● **EXERCISE DIRECTIONS**
Copy exactly the lines from the beginning of the data down to and including the line holding "w-full rounded-[10px] border", without any pictures.

*** DATA BLOCK

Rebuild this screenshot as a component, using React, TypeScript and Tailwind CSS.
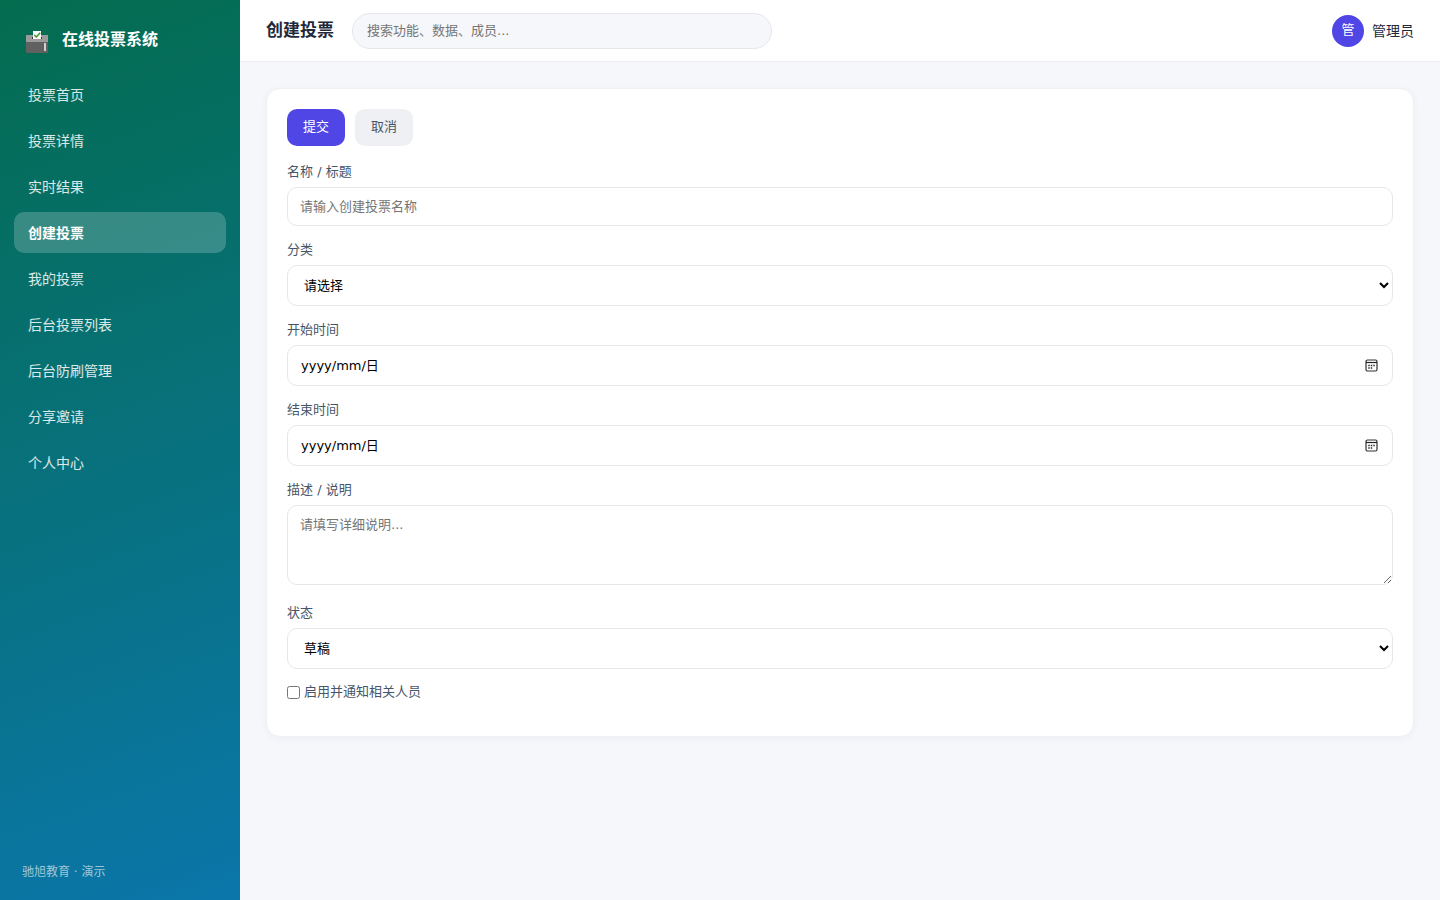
import { useState, type ReactNode } from "react";

const navItems = ["投票首页", "投票详情", "实时结果", "创建投票", "我的投票", "后台投票列表", "后台防刷管理", "分享邀请", "个人中心"];

const control =
  "block w-full rounded-[10px] border border-[#e5e7eb] bg-white text-[13px] outline-none focus:border-[#4f46e5]";

function BallotBox() {
  return (
    <svg width="24" height="28" viewBox="0 -4 24 28" aria-hidden="true" className="shrink-0">
      <path d="M1 5h22v7H1z" fill="#9b9b9b" />
      <path d="M1 12h22v10a1 1 0 0 1-1 1H2a1 1 0 0 1-1-1z" fill="#616161" />
      <path d="M7 7h10v2H7z" fill="#45394f" />
      <path d="M8 1h8v8H8z" fill="#fafafa" />
      <path d="M9.300 5l2 2 3.900-4.300" fill="none" stroke="#3f9426" strokeWidth="1.500" />
      <path d="M19 13h2v8h-2z" fill="#d0d0d0" />
    </svg>
  );
}

function CalendarIcon() {
  return (
    <svg width="15" height="15" viewBox="0 0 15 15" fill="none" aria-hidden="true">
      <rect x="2" y="2" width="11" height="11" rx="1.500" stroke="#333" strokeWidth="1.200" />
      <path d="M2 4.500h11" stroke="#222" strokeWidth="1.200" />
      <path d="M6.800 7.500h1.400M9.300 7.500h1.400M4.300 7.500h1.400M4.300 10h1.400M6.800 10h1.400" stroke="#222" strokeWidth="1.300" />
    </svg>
  );
}

function Field({ id, label, children }: { id: string; label: string; children: ReactNode }) {
  return (
    <div className="mb-[14px]">
      <label htmlFor={id} className="mb-[6px] block text-[13px] leading-[19px] text-[#475569]">
        {label}
      </label>
      {children}
    </div>
  );
}

function DateField({ id, label }: { id: string; label: string }) {
  return (
    <Field id={id} label={label}>
      <div className="relative">
        <input
          id={id}
          type="text"
          placeholder="yyyy/mm/日"
          className={`${control} h-[41px] px-[13px] text-black placeholder:text-black`}
        />
        <button type="button" aria-label={`选择${label}`} className="absolute inset-y-0 right-[14px] flex items-center">
          <CalendarIcon />
        </button>
      </div>
    </Field>
  );
}

export default function App() {
  const [active, setActive] = useState("创建投票");
  return (
    <div className="flex min-h-screen bg-[#f5f7fb] font-['DejaVu_Sans','Noto_Sans_CJK_SC',sans-serif] text-sm text-[#1e293b]">
      <aside className="flex w-60 shrink-0 flex-col bg-[linear-gradient(160deg,#046c4e,#0b76aa)] px-[14px] pt-5 pb-[18px] text-white">
        <div className="mb-[14px] flex h-10 items-center gap-[13px] px-[11px] text-base font-bold">
          <BallotBox />
          <span>在线投票系统</span>
        </div>
        <nav className="flex flex-1 flex-col gap-[5px]">
          {navItems.map((item) => (
            <a
              key={item}
              href="#"
              aria-current={item === active ? "page" : undefined}
              onClick={(e) => {
                e.preventDefault();
                setActive(item);
              }}
              className={
                item === active
                  ? "flex h-[41px] items-center rounded-[10px] bg-white/20 px-[14px] font-bold text-white"
                  : "flex h-[41px] items-center rounded-[10px] px-[14px] text-white/85"
              }
            >
              {item}
            </a>
          ))}
        </nav>
        <p className="px-2 text-xs leading-5 text-white/60">驰旭教育 · 演示</p>
      </aside>

      <div className="min-w-0 flex-1">
        <header className="flex h-[62px] items-center justify-between border-b border-[#eceef2] bg-white px-[26px]">
          <div className="flex flex-1 items-center gap-[18px]">
            <h1 className="text-[17px] font-bold text-[#1e293b]">创建投票</h1>
            <input
              type="search"
              aria-label="搜索"
              placeholder="搜索功能、数据、成员..."
              className="h-9 w-full max-w-[420px] rounded-full border border-[#e5e7eb] bg-[#f5f7fb] px-[14px] text-[13px] outline-none placeholder:text-[#757575]"
            />
          </div>
          <div className="flex items-center gap-2">
            <span className="flex size-8 items-center justify-center rounded-full bg-[#4f46e5] text-[13px] text-white">管</span>
            <span>管理员</span>
          </div>
        </header>

        <main className="p-[26px]">
          <form
            onSubmit={(e) => e.preventDefault()}
            className="rounded-[14px] border border-[#eef0f4] bg-white p-5 shadow-[0_2px_8px_rgba(30,41,59,0.04)]"
          >
            <div className="mb-4 flex gap-[10px]">
              <button type="submit" className="h-[37px] rounded-[10px] bg-[#4f46e5] px-4 text-[13px] text-white">
                提交
              </button>
              <button type="button" className="h-[37px] rounded-[10px] bg-[#eef0f4] px-4 text-[13px] text-[#475569]">
                取消
              </button>
            </div>
            <Field id="name" label="名称 / 标题">
              <input
                id="name"
                type="text"
                placeholder="请输入创建投票名称"
                className={`${control} h-[39px] px-3 placeholder:text-[#757575]`}
              />
            </Field>
            <Field id="category" label="分类">
              <select id="category" className={`${control} h-[41px] px-3 text-black`}>
                <option>请选择</option>
              </select>
            </Field>
            <DateField id="start" label="开始时间" />
            <DateField id="end" label="结束时间" />
            <Field id="description" label="描述 / 说明">
              <textarea
                id="description"
                placeholder="请填写详细说明..."
                className={`${control} mb-[18px] h-20 px-3 py-[10px] placeholder:text-[#757575]`}
              />
            </Field>
            <Field id="status" label="状态">
              <select id="status" className={`${control} h-[41px] px-3 text-black`}>
                <option>草稿</option>
              </select>
            </Field>
            <label className="mb-[14px] flex h-[19px] items-center gap-1 text-[13px] text-[#475569]">
              <input type="checkbox" className="size-[13px]" />
              启用并通知相关人员
            </label>
          </form>
        </main>
      </div>
    </div>
  );
}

******

● **THE COMPLETED TASK**
Rebuild this screenshot as a component, using React, TypeScript and Tailwind CSS.
import { useState, type ReactNode } from "react";

const navItems = ["投票首页", "投票详情", "实时结果", "创建投票", "我的投票", "后台投票列表", "后台防刷管理", "分享邀请", "个人中心"];

const control =
  "block w-full rounded-[10px] border border-[#e5e7eb] bg-white text-[13px] outline-none focus:border-[#4f46e5]";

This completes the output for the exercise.